- TASK DIRECTIONS
Reproduce the listing below word for word, with no pictures.

Part of a data file:
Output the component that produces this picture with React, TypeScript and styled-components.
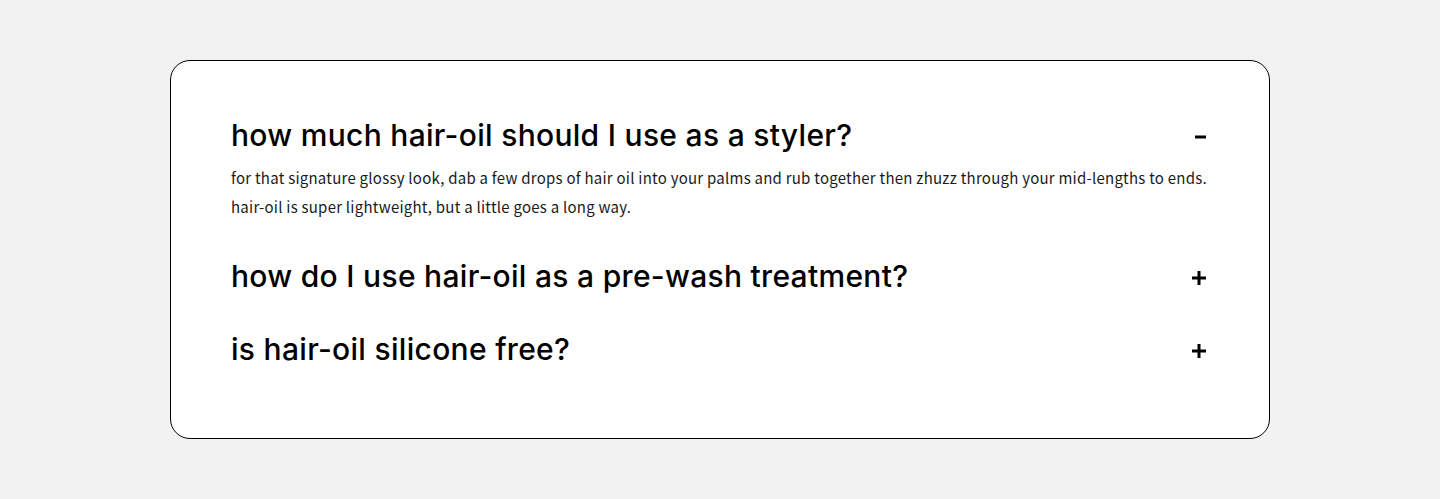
import React, { useState } from 'react';
import styled, { createGlobalStyle } from 'styled-components';

const GlobalStyle = createGlobalStyle`
    html, body {
        margin: 0;
        padding: 0;
        background: #f2f2f2;
    }
    body {
        font-family: "Noto Sans CJK JP", "Noto Sans", sans-serif;
        color: #000;
    }
`;

const Page = styled.div`
    padding: 60px 0 61px;
`;

const Card = styled.section`
    width: 1100px;
    box-sizing: border-box;
    margin: 0 auto;
    padding: 37.5px 60px 52px 60px;
    background: #fff;
    border: 1px solid #000;
    border-radius: 20px;
`;

const Item = styled.div`
    padding: 18.5px 0;
`;

const Question = styled.button`
    display: flex;
    align-items: center;
    justify-content: space-between;
    width: 100%;
    padding: 0;
    margin: 0;
    border: none;
    background: none;
    cursor: pointer;
    text-align: left;
    color: #000;
`;

const QuestionText = styled.h3`
    margin: 0;
    font-family: "Inter", "Lato", sans-serif;
    font-size: 30px;
    font-weight: 500;
    line-height: 36px;
    letter-spacing: 0.3px;
`;

const Toggle = styled.span`
    display: flex;
    align-items: center;
    justify-content: center;
    width: 16px;
    height: 16px;
    margin-right: 2px;
    margin-top: 4px;
`;

const Answer = styled.p`
    margin: 10px 0 0;
    font-size: 15px;
    line-height: 29px;
    letter-spacing: 0.24px;
    color: #1a1a1a;
`;

const faqs = [
    {
        q: 'how much hair-oil should I use as a styler?',
        a: (
            <>
                for that signature glossy look, dab a few drops of hair oil into your palms and rub together then zhuzz through your mid-lengths to ends.
                <br />
                hair-oil is super lightweight, but a little goes a long way.
            </>
        ),
    },
    {
        q: 'how do I use hair-oil as a pre-wash treatment?',
        a: 'apply a generous amount to dry hair from roots to ends, leave for at least 30 minutes, then shampoo and condition as usual.',
    },
    {
        q: 'is hair-oil silicone free?',
        a: 'yes, hair-oil is completely silicone free.',
    },
];

const Icon = ({ open }: { open: boolean }) => (
    <svg width="14" height="14" viewBox="0 0 14 14">
        {open ? (
            <rect x="3" y="5.5" width="11" height="3" fill="#000" />
        ) : (
            <>
                <rect x="0" y="5.5" width="14" height="3" fill="#000" />
                <rect x="5.5" y="0" width="3" height="14" fill="#000" />
            </>
        )}
    </svg>
);

const App: React.FC = () => {
    const [openIndex, setOpenIndex] = useState<number | null>(0);

    return (
        <>
            <GlobalStyle />
            <Page>
                <Card>
                    {faqs.map((f, i) => (
                        <Item key={i}>
                            <Question onClick={() => setOpenIndex(openIndex === i ? null : i)}>
                                <QuestionText>{f.q}</QuestionText>
                                <Toggle>
                                    <Icon open={openIndex === i} />
                                </Toggle>
                            </Question>
                            {openIndex === i && <Answer>{f.a}</Answer>}
                        </Item>
                    ))}
                </Card>
            </Page>
        </>
    );
};

export default App;
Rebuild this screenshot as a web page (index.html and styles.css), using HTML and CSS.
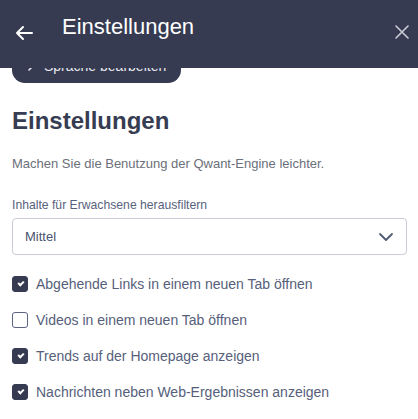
FILE: index.html
```html
<!DOCTYPE html>
<html lang="de">

<head>
  <meta charset="UTF-8" />
  <meta name="viewport" content="width=device-width, initial-scale=1.0" />
  <title>Einstellungen</title>
  <link rel="stylesheet" href="styles.css">
</head>

<body>
  <header class="topbar">
    <button class="icon-btn back" aria-label="Zurück">
      <svg width="18" height="16" viewBox="0 0 18 16" fill="none" stroke="#ffffff" stroke-width="2" stroke-linecap="round" stroke-linejoin="round">
        <path d="M17 8H2M8 2L2 8l6 6" />
      </svg>
    </button>
    <div class="topbar-title">Einstellungen</div>
    <button class="icon-btn close" aria-label="Schließen">
      <svg width="14" height="14" viewBox="0 0 14 14" fill="none" stroke="#c9ccd6" stroke-width="1.6" stroke-linecap="round">
        <path d="M1 1l12 12M13 1L1 13" />
      </svg>
    </button>
  </header>

  <main class="content">
    <button class="lang-btn">
      <svg width="8" height="10" viewBox="0 0 8 10" fill="none" stroke="#e6e8ee" stroke-width="1.6" stroke-linecap="round" stroke-linejoin="round">
        <path d="M2 1l4 4-4 4" />
      </svg>
      Sprache bearbeiten
    </button>

    <h1 class="heading">Einstellungen</h1>
    <p class="intro">Machen Sie die Benutzung der Qwant-Engine leichter.</p>

    <label class="field-label">Inhalte für Erwachsene herausfiltern</label>
    <div class="select">
      <span>Mittel</span>
      <svg width="16" height="10" viewBox="0 0 16 10" fill="none" stroke="#4f5a74" stroke-width="1.8" stroke-linecap="round" stroke-linejoin="round">
        <path d="M2 2l6 6 6-6" />
      </svg>
    </div>

    <ul class="options">
      <li class="option"><span class="box checked"></span>Abgehende Links in einem neuen Tab öffnen</li>
      <li class="option"><span class="box"></span>Videos in einem neuen Tab öffnen</li>
      <li class="option"><span class="box checked"></span>Trends auf der Homepage anzeigen</li>
      <li class="option"><span class="box checked"></span>Nachrichten neben Web-Ergebnissen anzeigen</li>
    </ul>
  </main>
</body>

</html>
```

FILE: styles.css
```css
body {
  margin: 0;
  background: #ffffff;
  font-family: "Liberation Sans", Arial, sans-serif;
  color: #363c52;
}

.topbar {
  position: fixed;
  top: 0;
  left: 0;
  right: 0;
  height: 68px;
  background: #363b52;
  display: flex;
  align-items: center;
  padding-bottom: 14px;
  box-sizing: border-box;
  z-index: 10;
}

.icon-btn {
  background: none;
  border: 0;
  padding: 0;
  display: flex;
  align-items: center;
  justify-content: center;
  cursor: pointer;
}

.back {
  width: 18px;
  margin-left: 15px;
  margin-top: 12px;
}

.topbar-title {
  color: #ffffff;
  font-size: 22px;
  margin-left: 29px;
  flex: 1;
}

.close {
  width: 14px;
  margin-right: 9px;
  margin-top: 10px;
}

.content {
  padding: 48px 11px 0 12px;
}

.lang-btn {
  display: flex;
  align-items: center;
  gap: 9px;
  height: 35px;
  width: 169px;
  padding: 0 0 0 15px;
  border: 0;
  border-radius: 13px;
  background: #363b52;
  color: #e6e8ee;
  font-family: "Liberation Sans", Arial, sans-serif;
  font-size: 14px;
}

.heading {
  margin: 24px 0 0;
  font-size: 24px;
  font-weight: bold;
  line-height: 28px;
  color: #363c52;
}

.intro {
  margin: 20px 0 0;
  font-size: 13px;
  line-height: 18px;
  color: #6b6f7a;
}

.field-label {
  display: block;
  margin-top: 24px;
  font-size: 12.2px;
  line-height: 16px;
  color: #58627d;
}

.select {
  margin-top: 5px;
  height: 37px;
  box-sizing: border-box;
  border: 1px solid #c9ccd6;
  border-radius: 4px;
  display: flex;
  align-items: center;
  justify-content: space-between;
  padding: 0 12px 0 12px;
  font-size: 13px;
  color: #4a5470;
}

.options {
  list-style: none;
  margin: 11px 0 0;
  padding: 0;
}

.option {
  display: flex;
  align-items: center;
  gap: 8px;
  height: 36px;
  font-size: 14px;
  color: #56607b;
}

.box {
  width: 16px;
  height: 16px;
  box-sizing: border-box;
  border: 1.5px solid #5b6480;
  border-radius: 3px;
  flex: none;
  position: relative;
}

.box.checked {
  background: #363b52;
  border-color: #363b52;
}

.box.checked::after {
  content: "";
  position: absolute;
  left: 5px;
  top: 4px;
  width: 4px;
  height: 2px;
  border-left: 2px solid #ffffff;
  border-bottom: 2px solid #ffffff;
  transform: rotate(-45deg);
}
```
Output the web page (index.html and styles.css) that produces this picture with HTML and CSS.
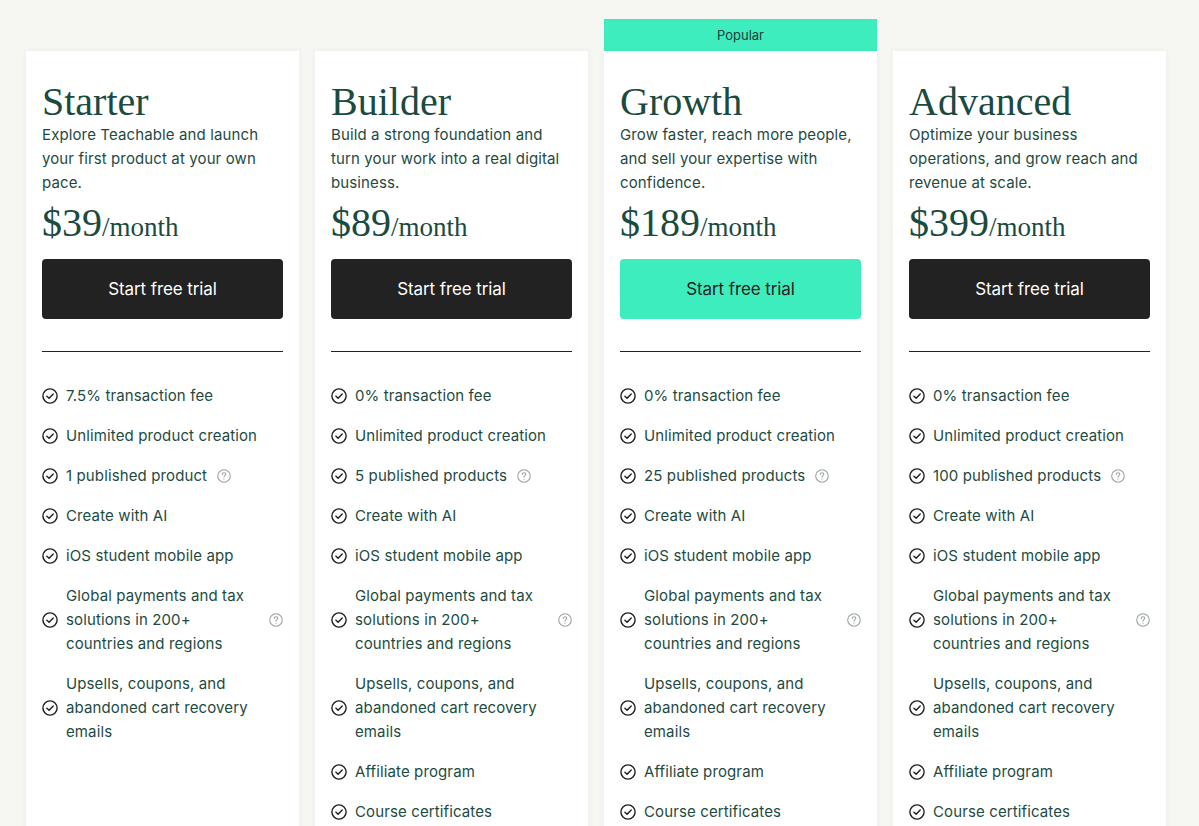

- REPLY TO THE EXERCISE
Output the component that produces this picture with React, TypeScript and styled-components.
import React, { useState } from 'react';
import styled, { createGlobalStyle } from 'styled-components';

const GlobalStyle = createGlobalStyle`
    html, body {
        margin: 0;
        padding: 0;
        background: #f2f2f2;
    }
    body {
        font-family: "Noto Sans CJK JP", "Noto Sans", sans-serif;
        color: #000;
    }
`;

const Page = styled.div`
    padding: 60px 0 61px;
`;

const Card = styled.section`
    width: 1100px;
    box-sizing: border-box;
    margin: 0 auto;
    padding: 37.5px 60px 52px 60px;
    background: #fff;
    border: 1px solid #000;
    border-radius: 20px;
`;

const Item = styled.div`
    padding: 18.5px 0;
`;

const Question = styled.button`
    display: flex;
    align-items: center;
    justify-content: space-between;
    width: 100%;
    padding: 0;
    margin: 0;
    border: none;
    background: none;
    cursor: pointer;
    text-align: left;
    color: #000;
`;

const QuestionText = styled.h3`
    margin: 0;
    font-family: "Inter", "Lato", sans-serif;
    font-size: 30px;
    font-weight: 500;
    line-height: 36px;
    letter-spacing: 0.3px;
`;

const Toggle = styled.span`
    display: flex;
    align-items: center;
    justify-content: center;
    width: 16px;
    height: 16px;
    margin-right: 2px;
    margin-top: 4px;
`;

const Answer = styled.p`
    margin: 10px 0 0;
    font-size: 15px;
    line-height: 29px;
    letter-spacing: 0.24px;
    color: #1a1a1a;
`;

const faqs = [
    {
        q: 'how much hair-oil should I use as a styler?',
        a: (
            <>
                for that signature glossy look, dab a few drops of hair oil into your palms and rub together then zhuzz through your mid-lengths to ends.
                <br />
                hair-oil is super lightweight, but a little goes a long way.
            </>
        ),
    },
    {
        q: 'how do I use hair-oil as a pre-wash treatment?',
        a: 'apply a generous amount to dry hair from roots to ends, leave for at least 30 minutes, then shampoo and condition as usual.',
    },
    {
        q: 'is hair-oil silicone free?',
        a: 'yes, hair-oil is completely silicone free.',
    },
];

const Icon = ({ open }: { open: boolean }) => (
    <svg width="14" height="14" viewBox="0 0 14 14">
        {open ? (
            <rect x="3" y="5.5" width="11" height="3" fill="#000" />
        ) : (
            <>
                <rect x="0" y="5.5" width="14" height="3" fill="#000" />
                <rect x="5.5" y="0" width="3" height="14" fill="#000" />
            </>
        )}
    </svg>
);

const App: React.FC = () => {
    const [openIndex, setOpenIndex] = useState<number | null>(0);

    return (
        <>
            <GlobalStyle />
            <Page>
                <Card>
                    {faqs.map((f, i) => (
                        <Item key={i}>
                            <Question onClick={() => setOpenIndex(openIndex === i ? null : i)}>
                                <QuestionText>{f.q}</QuestionText>
                                <Toggle>
                                    <Icon open={openIndex === i} />
                                </Toggle>
                            </Question>
                            {openIndex === i && <Answer>{f.a}</Answer>}
                        </Item>
                    ))}
                </Card>
            </Page>
        </>
    );
};

export default App;
Rebuild this screenshot as a web page (index.html and styles.css), using HTML and CSS.
FILE: index.html
```html
<!DOCTYPE html>
<html lang="de">

<head>
  <meta charset="UTF-8" />
  <meta name="viewport" content="width=device-width, initial-scale=1.0" />
  <title>Einstellungen</title>
  <link rel="stylesheet" href="styles.css">
</head>

<body>
  <header class="topbar">
    <button class="icon-btn back" aria-label="Zurück">
      <svg width="18" height="16" viewBox="0 0 18 16" fill="none" stroke="#ffffff" stroke-width="2" stroke-linecap="round" stroke-linejoin="round">
        <path d="M17 8H2M8 2L2 8l6 6" />
      </svg>
    </button>
    <div class="topbar-title">Einstellungen</div>
    <button class="icon-btn close" aria-label="Schließen">
      <svg width="14" height="14" viewBox="0 0 14 14" fill="none" stroke="#c9ccd6" stroke-width="1.6" stroke-linecap="round">
        <path d="M1 1l12 12M13 1L1 13" />
      </svg>
    </button>
  </header>

  <main class="content">
    <button class="lang-btn">
      <svg width="8" height="10" viewBox="0 0 8 10" fill="none" stroke="#e6e8ee" stroke-width="1.6" stroke-linecap="round" stroke-linejoin="round">
        <path d="M2 1l4 4-4 4" />
      </svg>
      Sprache bearbeiten
    </button>

    <h1 class="heading">Einstellungen</h1>
    <p class="intro">Machen Sie die Benutzung der Qwant-Engine leichter.</p>

    <label class="field-label">Inhalte für Erwachsene herausfiltern</label>
    <div class="select">
      <span>Mittel</span>
      <svg width="16" height="10" viewBox="0 0 16 10" fill="none" stroke="#4f5a74" stroke-width="1.8" stroke-linecap="round" stroke-linejoin="round">
        <path d="M2 2l6 6 6-6" />
      </svg>
    </div>

    <ul class="options">
      <li class="option"><span class="box checked"></span>Abgehende Links in einem neuen Tab öffnen</li>
      <li class="option"><span class="box"></span>Videos in einem neuen Tab öffnen</li>
      <li class="option"><span class="box checked"></span>Trends auf der Homepage anzeigen</li>
      <li class="option"><span class="box checked"></span>Nachrichten neben Web-Ergebnissen anzeigen</li>
    </ul>
  </main>
</body>

</html>
```

FILE: styles.css
```css
body {
  margin: 0;
  background: #ffffff;
  font-family: "Liberation Sans", Arial, sans-serif;
  color: #363c52;
}

.topbar {
  position: fixed;
  top: 0;
  left: 0;
  right: 0;
  height: 68px;
  background: #363b52;
  display: flex;
  align-items: center;
  padding-bottom: 14px;
  box-sizing: border-box;
  z-index: 10;
}

.icon-btn {
  background: none;
  border: 0;
  padding: 0;
  display: flex;
  align-items: center;
  justify-content: center;
  cursor: pointer;
}

.back {
  width: 18px;
  margin-left: 15px;
  margin-top: 12px;
}

.topbar-title {
  color: #ffffff;
  font-size: 22px;
  margin-left: 29px;
  flex: 1;
}

.close {
  width: 14px;
  margin-right: 9px;
  margin-top: 10px;
}

.content {
  padding: 48px 11px 0 12px;
}

.lang-btn {
  display: flex;
  align-items: center;
  gap: 9px;
  height: 35px;
  width: 169px;
  padding: 0 0 0 15px;
  border: 0;
  border-radius: 13px;
  background: #363b52;
  color: #e6e8ee;
  font-family: "Liberation Sans", Arial, sans-serif;
  font-size: 14px;
}

.heading {
  margin: 24px 0 0;
  font-size: 24px;
  font-weight: bold;
  line-height: 28px;
  color: #363c52;
}

.intro {
  margin: 20px 0 0;
  font-size: 13px;
  line-height: 18px;
  color: #6b6f7a;
}

.field-label {
  display: block;
  margin-top: 24px;
  font-size: 12.2px;
  line-height: 16px;
  color: #58627d;
}

.select {
  margin-top: 5px;
  height: 37px;
  box-sizing: border-box;
  border: 1px solid #c9ccd6;
  border-radius: 4px;
  display: flex;
  align-items: center;
  justify-content: space-between;
  padding: 0 12px 0 12px;
  font-size: 13px;
  color: #4a5470;
}

.options {
  list-style: none;
  margin: 11px 0 0;
  padding: 0;
}

.option {
  display: flex;
  align-items: center;
  gap: 8px;
  height: 36px;
  font-size: 14px;
  color: #56607b;
}

.box {
  width: 16px;
  height: 16px;
  box-sizing: border-box;
  border: 1.5px solid #5b6480;
  border-radius: 3px;
  flex: none;
  position: relative;
}

.box.checked {
  background: #363b52;
  border-color: #363b52;
}

.box.checked::after {
  content: "";
  position: absolute;
  left: 5px;
  top: 4px;
  width: 4px;
  height: 2px;
  border-left: 2px solid #ffffff;
  border-bottom: 2px solid #ffffff;
  transform: rotate(-45deg);
}
```
Output the web page (index.html and styles.css) that produces this picture with HTML and CSS.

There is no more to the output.